***** Available data *****

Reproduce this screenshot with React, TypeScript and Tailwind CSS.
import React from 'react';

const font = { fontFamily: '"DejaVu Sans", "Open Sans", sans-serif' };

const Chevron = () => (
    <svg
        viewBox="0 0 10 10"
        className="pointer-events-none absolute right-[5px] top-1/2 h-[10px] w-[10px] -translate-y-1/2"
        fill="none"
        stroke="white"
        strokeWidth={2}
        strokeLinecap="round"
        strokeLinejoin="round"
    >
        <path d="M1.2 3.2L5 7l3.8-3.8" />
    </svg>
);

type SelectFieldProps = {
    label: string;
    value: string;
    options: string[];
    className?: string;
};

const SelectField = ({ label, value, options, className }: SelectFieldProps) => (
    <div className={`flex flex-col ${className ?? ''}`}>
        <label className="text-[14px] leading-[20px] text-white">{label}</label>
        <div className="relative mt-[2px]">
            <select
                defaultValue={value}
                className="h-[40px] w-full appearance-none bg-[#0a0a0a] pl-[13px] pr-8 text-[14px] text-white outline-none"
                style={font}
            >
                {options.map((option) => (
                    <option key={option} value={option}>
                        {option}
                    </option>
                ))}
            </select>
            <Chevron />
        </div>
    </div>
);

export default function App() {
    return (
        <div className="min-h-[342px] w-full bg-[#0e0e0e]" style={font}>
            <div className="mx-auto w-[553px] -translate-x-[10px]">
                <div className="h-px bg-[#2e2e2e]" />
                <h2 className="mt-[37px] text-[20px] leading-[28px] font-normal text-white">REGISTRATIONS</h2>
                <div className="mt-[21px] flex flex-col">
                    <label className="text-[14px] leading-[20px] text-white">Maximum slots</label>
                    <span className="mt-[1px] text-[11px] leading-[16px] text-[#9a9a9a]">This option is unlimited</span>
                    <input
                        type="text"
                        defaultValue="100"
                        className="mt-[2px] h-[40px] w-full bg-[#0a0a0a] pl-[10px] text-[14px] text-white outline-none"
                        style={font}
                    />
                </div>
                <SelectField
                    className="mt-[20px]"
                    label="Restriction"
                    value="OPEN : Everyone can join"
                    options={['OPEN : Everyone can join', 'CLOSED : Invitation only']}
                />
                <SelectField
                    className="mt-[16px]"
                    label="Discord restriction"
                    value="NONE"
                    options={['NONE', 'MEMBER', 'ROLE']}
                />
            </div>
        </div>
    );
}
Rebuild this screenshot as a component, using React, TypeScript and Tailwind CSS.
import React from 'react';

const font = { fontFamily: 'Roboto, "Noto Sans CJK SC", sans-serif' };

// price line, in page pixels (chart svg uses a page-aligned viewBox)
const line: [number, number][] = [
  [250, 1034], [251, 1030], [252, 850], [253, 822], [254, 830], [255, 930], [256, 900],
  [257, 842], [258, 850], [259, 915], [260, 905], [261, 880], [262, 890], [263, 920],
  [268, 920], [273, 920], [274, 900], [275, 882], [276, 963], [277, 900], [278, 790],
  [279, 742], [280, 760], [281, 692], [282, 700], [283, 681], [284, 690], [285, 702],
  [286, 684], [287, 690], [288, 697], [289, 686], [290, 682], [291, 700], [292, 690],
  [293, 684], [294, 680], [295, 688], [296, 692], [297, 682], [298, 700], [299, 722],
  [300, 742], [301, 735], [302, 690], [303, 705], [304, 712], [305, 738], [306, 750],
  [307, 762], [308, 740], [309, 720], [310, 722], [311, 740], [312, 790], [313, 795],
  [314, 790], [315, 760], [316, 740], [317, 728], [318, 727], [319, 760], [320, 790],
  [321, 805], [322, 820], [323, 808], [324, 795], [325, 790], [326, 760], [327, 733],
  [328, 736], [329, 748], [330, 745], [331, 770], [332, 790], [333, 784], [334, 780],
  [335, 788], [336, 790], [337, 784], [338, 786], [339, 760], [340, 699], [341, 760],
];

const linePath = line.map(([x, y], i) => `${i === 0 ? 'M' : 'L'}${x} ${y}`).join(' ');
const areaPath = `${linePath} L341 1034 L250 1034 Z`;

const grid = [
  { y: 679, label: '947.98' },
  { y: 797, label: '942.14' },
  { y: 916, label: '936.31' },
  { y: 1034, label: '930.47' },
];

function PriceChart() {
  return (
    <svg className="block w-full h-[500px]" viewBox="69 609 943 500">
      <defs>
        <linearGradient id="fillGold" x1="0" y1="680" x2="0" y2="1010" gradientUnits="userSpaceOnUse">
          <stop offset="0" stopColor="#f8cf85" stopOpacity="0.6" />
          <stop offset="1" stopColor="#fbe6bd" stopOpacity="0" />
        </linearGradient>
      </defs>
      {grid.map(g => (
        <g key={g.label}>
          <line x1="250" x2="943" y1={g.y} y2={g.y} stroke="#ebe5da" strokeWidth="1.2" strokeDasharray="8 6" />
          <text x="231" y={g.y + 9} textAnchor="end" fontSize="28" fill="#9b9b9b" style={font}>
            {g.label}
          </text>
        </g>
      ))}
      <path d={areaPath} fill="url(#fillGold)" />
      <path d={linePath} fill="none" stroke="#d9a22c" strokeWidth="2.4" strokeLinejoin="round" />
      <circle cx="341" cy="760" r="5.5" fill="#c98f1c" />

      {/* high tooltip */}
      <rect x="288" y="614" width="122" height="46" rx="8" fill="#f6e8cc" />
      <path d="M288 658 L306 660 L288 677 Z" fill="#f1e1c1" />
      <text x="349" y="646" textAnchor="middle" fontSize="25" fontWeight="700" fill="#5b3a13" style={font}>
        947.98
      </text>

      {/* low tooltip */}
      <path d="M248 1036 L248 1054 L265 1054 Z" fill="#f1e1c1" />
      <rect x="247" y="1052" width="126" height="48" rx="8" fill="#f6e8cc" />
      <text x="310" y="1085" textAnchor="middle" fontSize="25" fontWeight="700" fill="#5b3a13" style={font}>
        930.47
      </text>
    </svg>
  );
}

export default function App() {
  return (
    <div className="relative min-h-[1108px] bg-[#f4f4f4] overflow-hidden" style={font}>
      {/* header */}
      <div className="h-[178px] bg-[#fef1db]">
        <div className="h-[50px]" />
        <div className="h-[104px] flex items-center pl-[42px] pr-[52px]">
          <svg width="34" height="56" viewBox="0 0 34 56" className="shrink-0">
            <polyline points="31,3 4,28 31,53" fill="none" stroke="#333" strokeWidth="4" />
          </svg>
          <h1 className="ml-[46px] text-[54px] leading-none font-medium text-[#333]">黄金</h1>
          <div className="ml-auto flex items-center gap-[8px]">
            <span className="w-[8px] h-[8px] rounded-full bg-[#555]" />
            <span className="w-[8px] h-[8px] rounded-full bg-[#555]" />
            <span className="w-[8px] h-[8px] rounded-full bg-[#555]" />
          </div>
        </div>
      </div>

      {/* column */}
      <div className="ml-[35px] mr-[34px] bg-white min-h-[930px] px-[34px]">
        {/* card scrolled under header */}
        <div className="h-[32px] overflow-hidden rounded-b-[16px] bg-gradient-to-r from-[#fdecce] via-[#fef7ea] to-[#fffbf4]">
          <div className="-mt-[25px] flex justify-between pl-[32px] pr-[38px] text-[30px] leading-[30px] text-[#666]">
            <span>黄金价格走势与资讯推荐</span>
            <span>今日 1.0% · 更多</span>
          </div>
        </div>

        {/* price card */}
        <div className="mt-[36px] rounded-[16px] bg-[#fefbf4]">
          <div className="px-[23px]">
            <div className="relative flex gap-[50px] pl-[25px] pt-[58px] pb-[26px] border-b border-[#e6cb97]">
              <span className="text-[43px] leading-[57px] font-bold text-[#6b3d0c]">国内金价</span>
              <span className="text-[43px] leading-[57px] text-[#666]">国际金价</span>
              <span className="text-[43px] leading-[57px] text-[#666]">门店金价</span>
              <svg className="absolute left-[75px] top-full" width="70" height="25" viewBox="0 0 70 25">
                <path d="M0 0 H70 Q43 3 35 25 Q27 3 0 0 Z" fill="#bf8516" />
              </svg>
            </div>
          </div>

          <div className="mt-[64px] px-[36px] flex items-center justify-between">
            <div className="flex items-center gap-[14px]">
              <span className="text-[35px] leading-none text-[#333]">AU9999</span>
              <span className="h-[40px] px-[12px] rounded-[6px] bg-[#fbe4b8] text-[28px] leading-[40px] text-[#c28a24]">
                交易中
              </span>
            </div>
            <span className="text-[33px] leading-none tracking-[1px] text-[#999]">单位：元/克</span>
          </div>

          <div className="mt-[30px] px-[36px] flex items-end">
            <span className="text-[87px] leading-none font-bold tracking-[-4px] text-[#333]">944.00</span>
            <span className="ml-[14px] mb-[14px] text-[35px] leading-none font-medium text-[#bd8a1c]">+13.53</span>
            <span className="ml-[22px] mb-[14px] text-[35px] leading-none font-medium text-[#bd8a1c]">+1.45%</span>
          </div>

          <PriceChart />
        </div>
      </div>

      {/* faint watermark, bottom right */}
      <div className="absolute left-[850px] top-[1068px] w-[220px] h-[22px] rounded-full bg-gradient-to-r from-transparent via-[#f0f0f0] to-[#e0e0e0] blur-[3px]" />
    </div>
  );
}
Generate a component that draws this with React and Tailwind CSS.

*****

= What you should do =
Copy every line above that includes the string "with".

= Answer to this task =
Reproduce this screenshot with React, TypeScript and Tailwind CSS.
Generate a component that draws this with React and Tailwind CSS.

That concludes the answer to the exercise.